Marianella Salazar / El Nacional
Los representantes más “conspicuos” del oficialismo aceptaron como un valor entendido que no pueden llevar una vida sin sobresaltos, y se han eximido de aparecer sin escoltas en lugares públicos, centros comerciales y afines, porque no serán recibidos con aplausos sino con abucheos o insultos. Las consignas de los manifestantes, con más de cuarenta días protestando en la calle, que reclaman con bastante ingenio libertad, y condenan la represión asesina, les están excitando la soberbia a los responsables. Basta escuchar en el canal oficialista a ese reducto de patanes con programas de televisión que denigran de todo opositor y los “marcan” para consumo de las bandas armadas a su servicio, que actúan con la complicidad de cuerpos policiales y de seguridad.

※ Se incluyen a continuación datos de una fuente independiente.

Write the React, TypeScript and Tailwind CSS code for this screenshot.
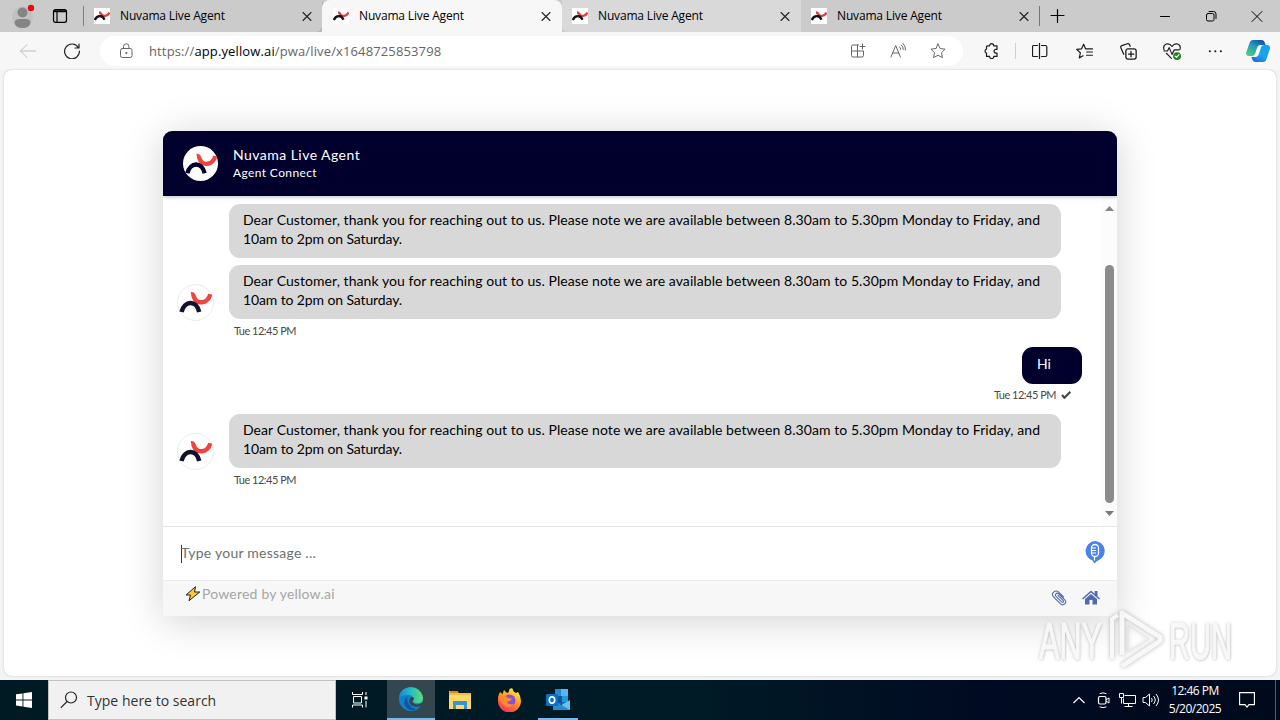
import type { ReactNode } from "react";

const MESSAGE_1 =
  "Dear Customer, thank you for reaching out to us. Please note we are available between 8.30am to 5.30pm Monday to Friday, and";
const MESSAGE_2 = "10am to 2pm on Saturday.";

function Icon({ children, className = "size-4" }: { children: ReactNode; className?: string }) {
  return (
    <svg viewBox="0 0 16 16" className={`shrink-0 ${className}`} fill="none" stroke="currentColor" strokeWidth="1" strokeLinecap="round" strokeLinejoin="round">
      {children}
    </svg>
  );
}

function Logo({ className, dark = "#12122b" }: { className: string; dark?: string }) {
  return (
    <svg viewBox="0 0 36 36" className={`shrink-0 ${className}`} fill="none" strokeWidth="4.600">
      <path d="M13.500 9.500C15.500 9.200 15.800 10.500 16.500 12.500C19.500 20.500 30.500 19.500 33.200 9.500" stroke="#f0443e" />
      <path d="M3.600 27.800C6.500 16 19 15 21.800 27.800" stroke={dark} />
    </svg>
  );
}

function TabItem({ className }: { className: string }) {
  return (
    <div className={`flex h-8 shrink-0 items-center ${className}`}>
      <div className="flex size-4 items-center justify-center bg-white">
        <svg viewBox="0 0 16 16" className="size-4" fill="none" strokeWidth="2.300">
          <path d="M5 4.500q1.500 0 2.300 1.500c1.500 3 6.500 2.500 8.200-1.500" stroke="#d9413f" />
          <path d="M.8 12c2-5 7.500-5.500 9.700-.3" stroke="#15151c" />
        </svg>
      </div>
      <span className="ml-2.5 w-[180px] whitespace-nowrap text-[12px] tracking-[-0.16px] text-black">Nuvama Live Agent</span>
      <Icon className="-ml-px mr-px size-4 text-[#222]">
        <path d="M4 4.500l8 8M12 4.500l-8 8" strokeWidth="1.100" />
      </Icon>
    </div>
  );
}

function Bubble({ className = "" }: { className?: string }) {
  return (
    <div className={`h-[54px] w-[832px] shrink-0 rounded-[11px] bg-[#d8d8d8] pl-[14px] pt-[6px] text-[14px] leading-[19px] text-black ${className}`}>
      <p className="whitespace-nowrap tracking-[0.07px]">{MESSAGE_1}</p>
      <p className="whitespace-nowrap tracking-[-0.12px]">{MESSAGE_2}</p>
    </div>
  );
}

function AgentRow() {
  return (
    <div className="flex h-[54px] items-start pl-[14px]">
      <div className="mt-[19px] flex size-[37px] shrink-0 items-center justify-center rounded-full border border-[#ececec] bg-white">
        <Logo className="size-[35px]" />
      </div>
      <Bubble className="ml-[15px]" />
    </div>
  );
}

function BrowserChrome() {
  return (
    <>
      <div className="flex h-8 shrink-0 bg-[#cbcbcb]">
        <div className="flex w-[84px] items-center pl-3">
          <svg viewBox="0 0 24 28" className="h-7 w-6">
            <circle cx="10.500" cy="15" r="10.500" fill="#c1c1c1" />
            <circle cx="10.500" cy="10.500" r="5" fill="#858585" />
            <path d="M2.500 21q0-4 5-4h6q5 0 5 4-1 5-8 5t-8-5z" fill="#858585" />
            <circle cx="19" cy="6" r="3.200" fill="#e50b13" />
          </svg>
          <Icon className="ml-4 size-4 text-black">
            <rect x="1.500" y="1.700" width="13" height="12.600" rx="2" strokeWidth="1.200" />
            <path d="M2.500 3.200h11" strokeWidth="2" />
            <path d="M5 3v11" strokeWidth="1.200" />
          </Icon>
          <div className="ml-[15px] h-5 w-px bg-[#7c7c7c]" />
        </div>
        <TabItem className="w-[238px] rounded-br-md pl-[10px] shadow-[1px_1px_2px_#aaa]" />
        <TabItem className="w-[240px] rounded-t-lg bg-[#f7f7f7] pl-[11px]" />
        <TabItem className="w-[239px] rounded-bl-md bg-[#d9d9d9] pl-[10px]" />
        <TabItem className="w-[238px] pl-[10px]" />
        <div className="mt-1.5 h-5 w-px bg-[#757575]" />
        <Icon className="ml-2.5 mt-2 size-4 text-black">
          <path d="M7.500 1.500v13M1 7.500h13" strokeWidth="1.200" />
        </Icon>
        <div className="ml-auto flex items-center gap-[30px] pr-[15px] text-black">
          <Icon><path d="M3.500 8.500h9" /></Icon>
          <Icon><rect x="3.500" y="5.500" width="7.500" height="7.500" rx="1.500" /><path d="M6 3.500h4.500q2.500 0 2.500 2.500v4.500" /></Icon>
          <Icon><path d="M3 3.500l10 10M13 3.500l-10 10" /></Icon>
        </div>
      </div>
      <div className="flex h-[38px] shrink-0 items-center bg-[#f7f7f7]">
        <Icon className="ml-5 size-4 text-[#bdbdbd]"><path d="M15.500 8h-15M7 1.500L.5 8 7 14.500" /></Icon>
        <Icon className="ml-7 size-4 text-[#222]"><path d="M14.300 4.500A7.400 7.400 0 1 0 15.400 8M15 1v4h-4" strokeWidth="1.200" /></Icon>
        <div className="ml-5 flex h-[30px] w-[863px] items-center rounded-full bg-white pl-[18px] text-[#666]">
          <Icon className="size-4">
            <rect x="2.500" y="5.500" width="11.500" height="9" rx="1.800" />
            <path d="M5.500 5.500V3.500a2.700 2.700 0 0 1 5.400 0v2" /><circle cx="8.200" cy="10" r=".6" fill="currentColor" />
          </Icon>
          <span className="ml-[15px] w-[690px] whitespace-nowrap pt-px text-[13px] tracking-[0.13px]">
            https://<span className="text-black">app.yellow.ai</span>/pwa/live/x1648725853798
          </span>
          <Icon className="ml-[11px] size-4">
            <path d="M8.500 2H3q-1.500 0-1.500 1.500v9Q1.500 14 3 14h9q1.500 0 1.500-1.500V8h-12M7.500 2v12M12.500 1v5M10 3.500h5" />
          </Icon>
          <Icon className="ml-6 size-4">
            <path d="M1 14L5.700 2.500 10.400 14M2.700 10h6M9.500 3.800q1.300 1 1.200 2.700M11.300 2q2.300 1.800 2 4.500M13 .5q2.800 2.400 2.500 6.500" />
          </Icon>
          <Icon className="ml-6 size-4">
            <path d="M8 1l2.200 4.500 4.900.7-3.600 3.500.9 4.900L8 12.300l-4.400 2.300.9-4.900L.9 6.200l4.900-.7z" />
          </Icon>
        </div>
        <div className="ml-5 flex items-center text-[#1b1b1b]">
          <Icon><path d="M4.500 2.800h2a2.100 2.100 0 0 1 4.200 0H14v3.500h-1a1.900 1.900 0 0 0 0 3.800h1v3.300h-3.200a2.100 2.100 0 0 1-4.200 0H3.500v-3.300a2.100 2.100 0 0 1 0-4V3.800q0-1 1-1z" strokeWidth="1.200" /></Icon>
          <div className="ml-[16px] h-4 w-px bg-[#d0d0d0]" />
          <Icon className="ml-[16px] size-4"><path d="M7.500.5v15M5.500 2.500h-4Q.5 2.500.5 4v8q0 1.500 1 1.500h4M9.500 2.500h4q1.300 0 1.300 1.500v8q0 1.500-1.300 1.500h-4" strokeWidth="1.200" /></Icon>
          <Icon className="ml-7 size-[17px]"><path d="M9 5.500L7.200 1.200 5.300 5.500.6 6l3.500 3.200-1 4.800 3.500-2M9.500 5.500h6M10 8.500h5.500M10 11.500h5.500" strokeWidth="1.100" /></Icon>
          <Icon className="ml-[27px] size-[17px]"><rect x="5.500" y="5.500" width="9.700" height="9.700" rx="2" strokeWidth="1.200" /><path d="M3.500 10.500L.8 4.500q-.4-1.500 1-2L7 .7q1.500-.3 2 1l.5 1.500M10.350 8v5M8 10.400h5" strokeWidth="1.200" /></Icon>
          <Icon className="ml-[26px] size-[18px]"><path d="M1 7.200Q-.5 3.200 3 1.800 6 1 8 4q2-3 5-2.200 3.300 1.300 2 5M1 8h3l1.500-3L8 11l2-4h4M3 10l4.500 4.500" /><circle cx="12.500" cy="12.500" r="3.500" fill="#258022" stroke="none" /><path d="M10.800 12.600l1.200 1.100 2.200-2.400" stroke="white" /></Icon>
          <Icon className="ml-[26px] size-4"><path d="M2.800 8.200h.1M8.300 8.200h.1M13.800 8.200h.1" strokeWidth="2" /></Icon>
          <svg viewBox="0 0 24 24" className="ml-[23px] size-6">
            <defs>
              <linearGradient id="pilotLeft" x1="0" y1="1" x2=".7" y2="0"><stop stopColor="#50d96a" /><stop offset=".6" stopColor="#249ebd" /><stop offset="1" stopColor="#1354ac" /></linearGradient>
              <linearGradient id="pilotRight" x1=".8" y1="0" x2=".2" y2="1"><stop stopColor="#169ff0" /><stop offset=".55" stopColor="#1aa6ea" /><stop offset="1" stopColor="#2465e8" /></linearGradient>
            </defs>
            <path d="M7 1h9q2 0 3 3l.6 2H14q-2 0-3 3l-2 6q-.8 2-3 2H3q-4 0-2.500-4.500L3.500 4Q4.500 1 7 1z" fill="url(#pilotLeft)" />
            <path d="M17 23H9q-2 0-3-3l-.5-2h4q2.500 0 3.300-3l2-6q.8-3 3.500-3H21q4 0 2.700 4.500l-3 9Q19.700 23 17 23z" fill="url(#pilotRight)" />
            <path d="M12 8q1-1.500 3-1.500L12.500 15q-.8 2.500-3.500 2.500z" fill="#f7ffff" />
          </svg>
        </div>
      </div>
    </>
  );
}

function ChatWindow() {
  return (
    <section className="flex h-[485px] w-[954px] flex-col overflow-hidden rounded-t-[9px] bg-white font-[Lato,sans-serif] shadow-[0_5px_40px_rgba(0,0,0,0.18)]">
      <header className="z-10 flex h-[65px] shrink-0 items-center bg-[#01002d] pl-5 text-white shadow-[0_1px_4px_rgba(0,0,0,0.25)]">
        <div className="flex size-[35px] items-center justify-center rounded-full bg-white"><Logo className="size-[34px]" dark="#01002d" /></div>
        <div className="-mt-px ml-[15px]">
          <h1 className="text-[14px] leading-[18px] tracking-[0.46px]">Nuvama Live Agent</h1>
          <p className="text-[12px] leading-[17px] tracking-[0.38px]">Agent Connect</p>
        </div>
      </header>
      <div className="flex h-[330px] shrink-0">
        <div className="w-[939px]">
          <Bubble className="ml-[66px] mt-2" />
          <div className="h-[7px]" />
          <AgentRow />
          <p className="ml-[71px] mt-[5px] h-[14px] whitespace-nowrap text-[11px] leading-[14px] tracking-[-0.5px] text-[#484848]">Tue 12:45 PM</p>
          <div className="ml-[859px] mt-[9px] h-[37px] w-[60px] rounded-[11px] bg-[#01002d] pl-[15px] pt-2 text-[14px] leading-[18px] text-white">Hi</div>
          <div className="ml-[831px] mt-[4px] flex h-[14px] items-center whitespace-nowrap text-[11px] tracking-[-0.5px] text-[#484848]">
            <span className="w-[67px]">Tue 12:45 PM</span>
            <Icon className="size-[10px]"><path d="M1.500 8l4 4.500L15 3" strokeWidth="3.500" strokeLinecap="butt" /></Icon>
          </div>
          <div className="h-3" />
          <AgentRow />
          <p className="ml-[71px] mt-[5px] h-[14px] whitespace-nowrap text-[11px] leading-[14px] tracking-[-0.5px] text-[#484848]">Tue 12:45 PM</p>
        </div>
        <div className="flex w-[15px] flex-col items-center bg-[#fcfcfc] pt-[10px]">
          <svg viewBox="0 0 9 5" className="h-[5px] w-[9px]"><path d="M0 5L4.500 0 9 5z" fill="#858585" /></svg>
          <div className="mt-[54px] h-[238px] w-[9px] rounded-full bg-[#8b8b8b]" />
          <svg viewBox="0 0 9 5" className="mt-2 h-[5px] w-[9px]"><path d="M0 0L4.500 5 9 0z" fill="#777" /></svg>
        </div>
      </div>
      <div className="flex h-[54px] shrink-0 items-center border-t border-[#e7e7e7] pl-[18px]">
        <div className="h-[18px] w-px bg-[#333]" />
        <span className="-ml-px -mt-0.5 whitespace-nowrap text-[14px] tracking-[0.24px] text-[#6f6f6f]">Type your message ...</span>
        <svg viewBox="0 0 22 24" className="-mt-1 ml-auto mr-[11px] h-6 w-[22px]">
          <path d="M11 1a10 10 0 0 1 4 19q-3 1-4.500 3.500Q9 22 8.500 20.500A10 10 0 0 1 11 1z" fill="#4b82e9" />
          <rect x="7.500" y="4.500" width="7" height="12" rx="3.500" fill="#4b82e9" stroke="white" strokeWidth="1.300" />
          <path d="M8 8h4M8 10.500h4M8 13h4M10.500 16.500v4" stroke="white" strokeWidth="1.200" />
        </svg>
      </div>
      <footer className="flex h-9 shrink-0 border-t border-[#ebebeb] bg-[#f7f7f7] pl-[22px]">
        <svg viewBox="0 0 16 16" className="mt-[5px] size-4"><path d="M10.500.7L1 9h4.500L4 14.700 14.800 6H9.500z" fill="#ffc83d" stroke="#222" strokeWidth="1" /></svg>
        <span className="ml-px whitespace-nowrap pt-1 text-[14px] leading-[17px] tracking-[0.2px] text-[#a5a5a5]">Powered by yellow.ai</span>
        <svg viewBox="0 0 16 16" className="ml-auto mt-[9px] size-4" fill="none" stroke="#526aaf" strokeWidth="1.100" strokeLinecap="round">
          <path d="M12.500 7L7.400 1.900C4-.8-.5 3.700 2.500 6.800l7 7.100c3 2.500 6.800-1.200 4.300-4L7.500 3.700C5.600 2.200 3.300 4.500 5 6.300l5.600 5.600c1.400 1 2.500-.2 1.500-1.500L7 5.300" />
        </svg>
        <svg viewBox="0 0 18 16" className="ml-[15px] mr-[17px] mt-[9px] h-4 w-[18px]">
          <path d="M9 .5L0 8.500l1 1L9 2.600l8 6.900 1-1-2.500-2.200V1h-2.800v2.800z" fill="#526aaf" />
          <path d="M3 9l6-5.100L15 9v5.500h-4.500V10h-3v4.500H3z" fill="#526aaf" />
        </svg>
      </footer>
    </section>
  );
}

function Watermark() {
  return (
    <div className="absolute left-[1039px] top-[607px] flex h-16 w-[200px] items-center opacity-90">
      <span className="mt-1 w-[65px] origin-left scale-x-[0.6] text-[51px] leading-none text-[#f8f8f8] font-['Liberation_Sans',sans-serif] [-webkit-text-stroke:1.5px_#f8f8f8] [text-shadow:0_0_4px_#aaa,1px_1px_3px_#bbb]">ANY</span>
      <svg viewBox="0 0 58 64" className="ml-1 h-16 w-[58px] shrink-0 drop-shadow-[0_0_2px_#aaa]" fill="none" stroke="#f8f8f8">
        <path d="M4 52V12l6-4" strokeWidth="4" /><path d="M14 48V6l38 24v4L14 59" strokeWidth="5" strokeLinejoin="round" /><path d="M20 18v27l21-13z" strokeWidth="1" stroke="#ddd" />
      </svg>
      <span className="ml-[3px] mt-1 w-[66px] origin-left scale-x-[0.57] text-[51px] leading-none text-[#f8f8f8] font-['Liberation_Sans',sans-serif] [-webkit-text-stroke:1.5px_#f8f8f8] [text-shadow:0_0_4px_#aaa,1px_1px_3px_#bbb]">RUN</span>
    </div>
  );
}

function Taskbar() {
  return (
    <footer className="flex h-10 shrink-0 bg-[linear-gradient(90deg,#001a24_0%,#001a26_55%,#000a22_78%,#000a1d_100%)] text-white">
      <div className="flex w-12 items-center justify-center">
        <svg viewBox="0 0 16 16" className="size-4" fill="white"><path d="M0 2.300L6.500 1.400v6.100H0zM7.400 1.200L16 0v7.500H7.400zM0 8.400h6.500v6.100L0 13.600zM7.400 8.400H16V16l-8.600-1.200z" /></svg>
      </div>
      <div className="flex w-72 items-center border border-[#c1c1c1] bg-[#f1f1f1] pl-[11px] text-[#333]">
        <svg viewBox="0 0 18 18" className="size-[18px]" fill="none" stroke="#222" strokeWidth="1.200"><circle cx="11" cy="6.500" r="5.500" /><path d="M7 10.500L.8 16.800" /></svg>
        <span className="ml-[9px] text-[14px] tracking-[0.02px]">Type here to search</span>
      </div>
      <div className="flex w-[51px] items-center pl-[15px]">
        <svg viewBox="0 0 18 18" className="size-[18px]" fill="none" stroke="white"><path d="M1.500 1v2.500h10V1M1.500 16.500V14h10v2.500M2.500 5.500h8v6.500h-8zM15 1v3M15 10v6.500" /><path d="M13.500 7h3" strokeWidth="3" /></svg>
      </div>
      <div className="flex w-12 items-center justify-center border-b-2 border-[#76b9ed] bg-[#35474e]">
        <svg viewBox="0 0 24 24" className="size-6">
          <defs><linearGradient id="edgeTop"><stop stopColor="#1389d3" /><stop offset=".5" stopColor="#26bfc4" /><stop offset="1" stopColor="#66dc65" /></linearGradient></defs>
          <circle cx="12" cy="12" r="12" fill="#1380cf" />
          <path d="M.2 10C1-2 21-4 24 10.500c.4 7-8.500 7-10.500 3.800 2-2 1-6.300-4.500-6.300C3 8 .5 11 .2 10z" fill="url(#edgeTop)" />
          <path d="M8.500 9C0 17 10 27 17.500 22 12 22 6.500 15 8.500 9z" fill="#1056a0" />
          <path d="M13.500 10c3 1 .5 3.700 0 4.500 1 4 7 3 8.500 2l2.500-1-1 4-3 0C15 20.500 10.500 18 10.500 15.500c-1-3 1-6 3-5.500z" fill="#35474e" />
        </svg>
      </div>
      <div className="flex w-[49px] items-center justify-center">
        <svg viewBox="0 0 22 20" className="h-5 w-[22px]"><path d="M0 1h8l2 2h12v16H0z" fill="#f0bd42" /><path d="M0 5h22v14H0z" fill="#ffd968" /><path d="M1 1h8v2H1z" fill="#d28c1a" /><path d="M4 11h14v8h-3v-4H7v4H4z" fill="#3994d4" /></svg>
      </div>
      <div className="flex w-[49px] items-center justify-center">
        <svg viewBox="0 0 24 24" className="size-6">
          <defs><linearGradient id="fox" x1=".8" y1="0" x2=".25" y2="1"><stop stopColor="#fff44b" /><stop offset=".45" stopColor="#ff9921" /><stop offset="1" stopColor="#f52763" /></linearGradient></defs>
          <path d="M3 4l2.500 2L7 2l3 3q2 0 2.500-4 2-1 3-.5Q16 4 19 5l2-1q3 4 3 9a11.500 11.500 0 0 1-23 0Q.5 8 3 4z" fill="url(#fox)" />
          <circle cx="12.500" cy="12.500" r="6" fill="#8151df" /><path d="M3 10q5-4 8 0l4 .5q-1 3-5 3 1 4 7 2.500-4 5-9 2-4-2-5-8z" fill="#ff8a2b" />
        </svg>
      </div>
      <div className="flex w-[49px] flex-col items-center justify-between">
        <svg viewBox="0 0 24 22" className="mt-[9px] h-[22px] w-6"><path d="M9 0h13v15H9z" fill="#1066b5" /><path d="M9 0h6v7H9z" fill="#2489d8" /><path d="M15 0h7v7h-7z" fill="#55b9ef" /><path d="M9 7h7v7H9z" fill="#125594" /><path d="M16 7h6v6h-6z" fill="#2299e3" /><path d="M7 11l8 5 9-5v10H7z" fill="#65c2ed" /><path d="M7 11l17 10H7z" fill="#278bd1" /><rect y="5" width="12" height="12" rx="1" fill="#0870c6" /><ellipse cx="6" cy="11" rx="2.700" ry="3.100" fill="none" stroke="white" strokeWidth="1.600" /></svg>
        <div className="h-0.5 w-10 bg-[#76b9ed]" />
      </div>
      <div className="ml-auto flex items-center pr-1">
        <svg viewBox="0 0 12 8" className="h-2 w-3" fill="none" stroke="white" strokeWidth="1.200"><path d="M.5 7L6 1.500 11.500 7" /></svg>
        <Icon className="ml-[10px] size-4"><path d="M5 1.500q3-1.500 6 0M5 15q3 1.500 6 0" /><rect x="3.500" y="4.500" width="7.500" height="7.500" rx="1.500" strokeWidth="1.200" /><path d="M11.500 7.500l2.500-1.500v5l-2.500-1.500" /></Icon>
        <svg viewBox="0 0 17 16" className="ml-2 h-4 w-[17px]" fill="none" stroke="white"><path d="M5.500 3.500h11v8h-12v-5M9.500 12v2.500M5.500 14.500h8M.5 1.500h4v4h-4zM2.500 5.500v6" /></svg>
        <svg viewBox="0 0 18 16" className="ml-[6px] h-4 w-[18px]" fill="none" stroke="white"><path d="M1 5.500h2.500l4-3.500v12l-4-3.500H1zM9.500 6q1.500 2 0 4M11.500 4q3.500 4 0 8M14 2q5 6 0 12" /></svg>
        <div className="ml-[8px] flex w-[54px] flex-col items-center whitespace-nowrap text-[12px] leading-[18px] tracking-[-0.5px]"><span>12:46 PM</span><span>5/20/2025</span></div>
        <svg viewBox="0 0 16 16" className="ml-[17px] mr-5 size-4" fill="none" stroke="white" strokeWidth="1.100"><path d="M.6.600h14.800v12H10l-2 2.500-2-2.500H.6z" /></svg>
        <div className="h-10 w-px bg-[#55606b]" />
      </div>
    </footer>
  );
}

export default function App() {
  return (
    <main className="relative flex h-[720px] w-[1280px] flex-col overflow-hidden bg-[#f3f4f4] font-['Open_Sans',sans-serif]">
      <BrowserChrome />
      <div className="mx-1 mb-1 flex h-[606px] shrink-0 justify-center overflow-hidden rounded-lg bg-white pt-[61px] shadow-[0_0_2px_#bbb]">
        <ChatWindow />
      </div>
      <Taskbar />
      <Watermark />
    </main>
  );
}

No me alegra que insulten a ningún hombre, ni en físico ni a través de las redes, pero siento un fresquito por que reciban lo suyo, aunque sea de menor cuantía, como le pasó a Hermann Escarrá al ser fotografiado mientras seleccionaba con manifiesta lascivia un auto de lujo en una concesionaria de Mercedes Benz, en Miami, donde el exilio venezolano lo tiene ubicado, como al resto de los enchufados, para hacerles el fo cuando asomen la nariz en algún mall. El doble tránsfuga de Escarrá se lo merece, pertenece a una clase política formada en la maldad, donde lo abominable es su signo distintivo.
De alguna forma, el desprecio que ahora sienten en carne propia consuela a quienes han tenido que sufrir el destierro, obligados por las terribles circunstancias de un país que se ha vuelto tóxico y donde es imposible vivir en paz. Ya son millones los venezolanos, de todas las clases sociales, que han salido huyendo por la inseguridad, o por falta de oportunidades, por carecer de un empleo digno, o se han ido por la humillación de padecer durante horas las kilométricas colas que no garantizan la compra de algún producto racionado, o por los insufribles trasnochos y sinsabores que aguantan para obtener una mísera bolsa de comida del Clap, con calidad dudosa. Y, así, una larga lista de horrores.
La repulsa colectiva que se expresa en cualquier parte del universo no permite que una clase gobernante, envilecida y para nada benévola se pueda sentir cómoda o a gusto, porque el acoso verbal va dirigido a lo que más les duele, a sus hijos o familiares más cercanos, que están más accesibles para ser abordados y recriminados en sitios públicos. Ellos tampoco pueden disfrutar libremente de su nuevo modo de vida sin ser señalados, por culpa de sus padres, como responsables de la megacorrupción que ha llevado al país a la extrema pobreza y que ha hecho que unos venezolanos, con formación académica, tengan que vivir vendiendo arepas en Australia o limpiando pocetas en Estados Unidos.
Se ha invertido la dirección en que el desprecio puede ser expresado, porque son quienes se empeñan en permanecer en el poder a cualquier precio, ¡no sus hijos!, los verdaderos blancos de las pasiones desbordadas de los venezolanos esparcidos contra su voluntad por el mundo. Esos que gritan y agreden verbalmente en espontáneos actos de repudio son las verdaderas víctimas, cuyos corazones, a fuerza de recibir golpes, se han endurecido al límite de no poder contener sus ímpetus. Subestimaron durante mucho tiempo el clima de opinión y la capacidad de reacción de la población, ahora los venezolanos perdieron la paciencia y hay deseos de hacer justicia.
En medio de una crisis terminal, la gente en la calle está dando un potente mensaje, ha tomado conciencia de su poder como sociedad civil. El gobierno colapsa. Nicolás Maduro superó todo lo permisible, es el principal responsable de los asesinatos de jóvenes estudiantes y de la detención arbitraria de opositores pacíficos, de la ausencia de libertades, mientras sigue con sus bailes irritantes. Todo esto provoca indignación. Sus torpes pasos asquean. Y mucho, muchísimo. Después, que no se queje.